Classroom Conduct and Academic Integrity

Conduct and Integrity I hope that everyone in this class will feel comfortable express themselves, asking questions, and freely participating. Thus, please treat each other with courtesy and respect, and refrain from offensive or inappropriate language during any part of the class. Please do not post non-course related or personal or non-academic material on MSTeams. Issues related to conduct and integrity should be sent directly to me via my email.

Students are expected to submit work which is their own. Plagiarism or cheating will not be tolerated. If either is the case you may have your grade for the assignment lowered or you may fail the course. The College’s Academic Integrity Statement & Policy will be followed in this course. Please make sure that you are familiar with its content.


Footnotes

  1. The idea for this section came from Dr. Ted Laderas

  2. This is from the last question in this interview

  3. There are several students in this course that have used R in previous courses.

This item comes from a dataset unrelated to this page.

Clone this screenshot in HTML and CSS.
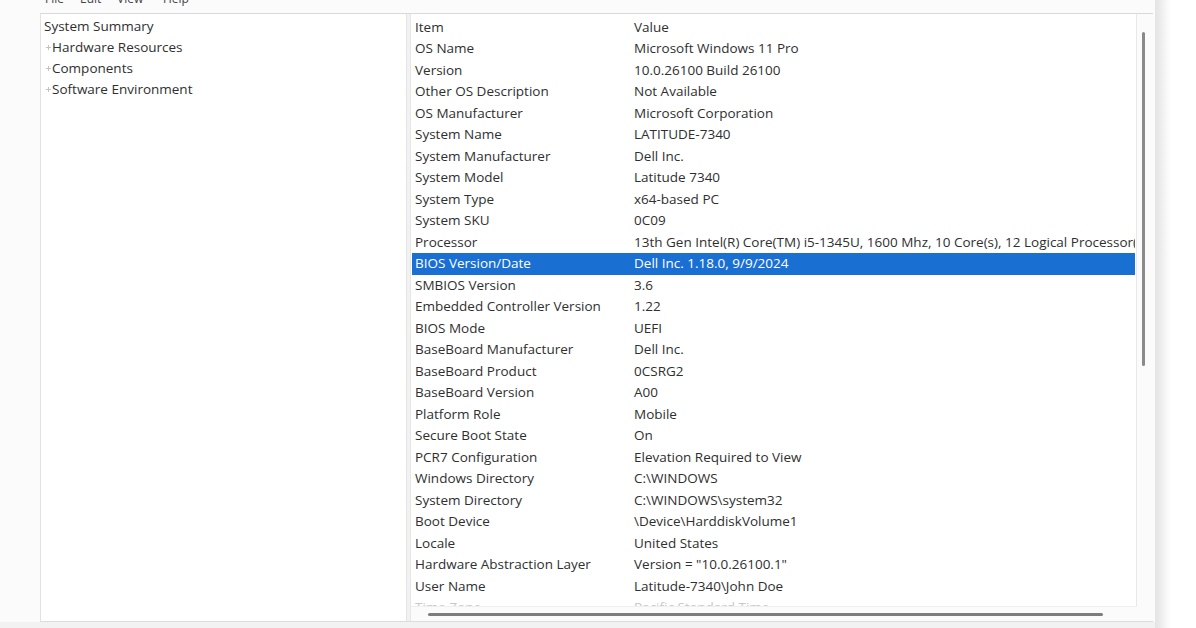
FILE: index.html
```html
<!DOCTYPE html>
<html>
<head>
<meta charset="utf-8">
<link rel="stylesheet" href="styles.css">
</head>
<body>
<div class="screen">
  <div class="window">
    <div class="menubar">
      <span class="menu m-file">File</span>
      <span class="menu m-edit">Edit</span>
      <span class="menu m-view">View</span>
      <span class="menu m-help">Help</span>
    </div>
    <div class="main">
      <div class="tree">
        <div class="node root">System Summary</div>
        <div class="node child"><span class="plus"></span>Hardware Resources</div>
        <div class="node child"><span class="plus"></span>Components</div>
        <div class="node child"><span class="plus"></span>Software Environment</div>
      </div>
      <div class="splitter"></div>
      <div class="list">
        <div class="rows">
          <div class="row"><span class="c1">Item</span><span class="c2">Value</span></div>
          <div class="row"><span class="c1">OS Name</span><span class="c2">Microsoft Windows 11 Pro</span></div>
          <div class="row"><span class="c1">Version</span><span class="c2">10.0.26100 Build 26100</span></div>
          <div class="row"><span class="c1">Other OS Description</span><span class="c2">Not Available</span></div>
          <div class="row"><span class="c1">OS Manufacturer</span><span class="c2">Microsoft Corporation</span></div>
          <div class="row"><span class="c1">System Name</span><span class="c2">LATITUDE-7340</span></div>
          <div class="row"><span class="c1">System Manufacturer</span><span class="c2">Dell Inc.</span></div>
          <div class="row"><span class="c1">System Model</span><span class="c2">Latitude 7340</span></div>
          <div class="row"><span class="c1">System Type</span><span class="c2">x64-based PC</span></div>
          <div class="row"><span class="c1">System SKU</span><span class="c2">0C09</span></div>
          <div class="row"><span class="c1">Processor</span><span class="c2">13th Gen Intel(R) Core(TM) i5-1345U, 1600 Mhz, 10 Core(s), 12 Logical Processor(s)</span></div>
          <div class="row selected"><span class="c1">BIOS Version/Date</span><span class="c2">Dell Inc. 1.18.0, 9/9/2024</span></div>
          <div class="row"><span class="c1">SMBIOS Version</span><span class="c2">3.6</span></div>
          <div class="row"><span class="c1">Embedded Controller Version</span><span class="c2">1.22</span></div>
          <div class="row"><span class="c1">BIOS Mode</span><span class="c2">UEFI</span></div>
          <div class="row"><span class="c1">BaseBoard Manufacturer</span><span class="c2">Dell Inc.</span></div>
          <div class="row"><span class="c1">BaseBoard Product</span><span class="c2">0CSRG2</span></div>
          <div class="row"><span class="c1">BaseBoard Version</span><span class="c2">A00</span></div>
          <div class="row"><span class="c1">Platform Role</span><span class="c2">Mobile</span></div>
          <div class="row"><span class="c1">Secure Boot State</span><span class="c2">On</span></div>
          <div class="row"><span class="c1">PCR7 Configuration</span><span class="c2">Elevation Required to View</span></div>
          <div class="row"><span class="c1">Windows Directory</span><span class="c2">C:\WINDOWS</span></div>
          <div class="row"><span class="c1">System Directory</span><span class="c2">C:\WINDOWS\system32</span></div>
          <div class="row"><span class="c1">Boot Device</span><span class="c2">\Device\HarddiskVolume1</span></div>
          <div class="row"><span class="c1">Locale</span><span class="c2">United States</span></div>
          <div class="row"><span class="c1">Hardware Abstraction Layer</span><span class="c2">Version = "10.0.26100.1"</span></div>
          <div class="row"><span class="c1">User Name</span><span class="c2">Latitude-7340\John Doe</span></div>
          <div class="row faint"><span class="c1">Time Zone</span><span class="c2">Pacific Standard Time</span></div>
        </div>
        <div class="vscroll"><div class="vthumb"></div></div>
        <div class="hscroll"><div class="hthumb"></div></div>
        <div class="corner"></div>
      </div>
    </div>
    <div class="statusbar"></div>
  </div>
  <div class="edge"></div>
</div>
</body>
</html>
```

FILE: styles.css
```css
html, body {
  margin: 0;
  padding: 0;
  background: #ffffff;
}
body {
  font-family: "Open Sans", "Noto Sans", "Liberation Sans", sans-serif;
  font-size: 13.5px;
  color: #2f2f2f;
  width: 1196px;
  height: 628px;
  overflow: hidden;
}
.screen {
  display: flex;
  height: 628px;
}
.window {
  width: 1155px;
  display: flex;
  flex-direction: column;
  background: #fbfbfb;
}
.edge {
  width: 16px;
  background: linear-gradient(to right, #e4e4e4, #ececec 35%, #f7f7f7 70%, #ffffff);
}
.menubar {
  height: 13px;
  overflow: hidden;
  display: flex;
  padding-left: 45px;
  font-size: 12px;
}
.menu {
  margin-top: -10px;
  line-height: 18px;
  color: #444;
}
.m-file { width: 35px; }
.m-edit { width: 37px; }
.m-view { width: 46px; }
.main {
  flex: 1;
  display: flex;
  margin-left: 40px;
  margin-right: 2px;
  border-top: 1px solid #d9d9d9;
  border-bottom: 1px solid #dcdcdc;
  background: #fff;
  min-height: 0;
}
.tree {
  width: 365px;
  border-left: 1px solid #e2e2e2;
  border-right: 1px solid #e4e4e4;
  padding-top: 1.5px;
  background: #fff;
}
.node {
  height: 21px;
  line-height: 21px;
  white-space: nowrap;
}
.root { padding-left: 3px; }
.child {
  padding-left: 5px;
  display: flex;
  align-items: center;
}
.plus {
  position: relative;
  width: 5px;
  height: 5px;
  margin-right: 1px;
}
.plus::before, .plus::after {
  content: "";
  position: absolute;
  background: #c2c2c2;
}
.plus::before { left: 0; top: 2px; width: 5px; height: 1px; }
.plus::after { left: 2px; top: 0; width: 1px; height: 5px; }
.splitter {
  width: 3px;
  background: #f2f2f2;
  border-right: 1px solid #e6e6e6;
}
.list {
  flex: 1;
  display: grid;
  grid-template-columns: 1fr 16px;
  grid-template-rows: 1fr 15px;
  min-width: 0;
  min-height: 0;
  background: #fff;
}
.rows {
  overflow: hidden;
  padding-top: 2.5px;
  padding-left: 1px;
  border-right: 1px solid #e8e8e8;
}
.row {
  display: flex;
  height: 21.5px;
  line-height: 21.5px;
  white-space: nowrap;
  margin-right: 1px;
}
.c1 {
  width: 216px;
  flex: none;
  padding-left: 3px;
}
.c2 {
  padding-left: 3px;
  overflow: hidden;
  flex: 1;
}
.row.selected {
  background: #1a6fd3;
  color: #ffffff;
}
.row.faint {
  color: #c8c8c8;
}
.vscroll {
  display: flex;
  padding-top: 18px;
  padding-left: 5px;
  background: #fbfbfb;
}
.vthumb {
  width: 3px;
  height: 334px;
  background: #8a8a8a;
  border-radius: 2px;
}
.hscroll {
  display: flex;
  align-items: center;
  padding-left: 17px;
  background: #fbfbfb;
  border-top: 1px solid #efefef;
}
.hthumb {
  width: 675px;
  height: 3px;
  background: #7d7d7d;
  border-radius: 2px;
}
.corner {
  background: #fbfbfb;
}
.statusbar {
  height: 6px;
  background: #f2f2f2;
}
```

They should be able to answer R related questions for those of you that are just getting started with R. 

  4. I will often check my e-mail more often, but I won’t be able to do that on a consistent basis. So, please, do not wait untl the last minute as you may not get an immediate response from me. 

  5. While I am pretty open-minded and not much of a stickler when it comes to e-mail etiquette, some professors are. And it is always better to send an appropriate rather than an inappropriate e-mail. Here and here are some good suggestions for e-mailing professors.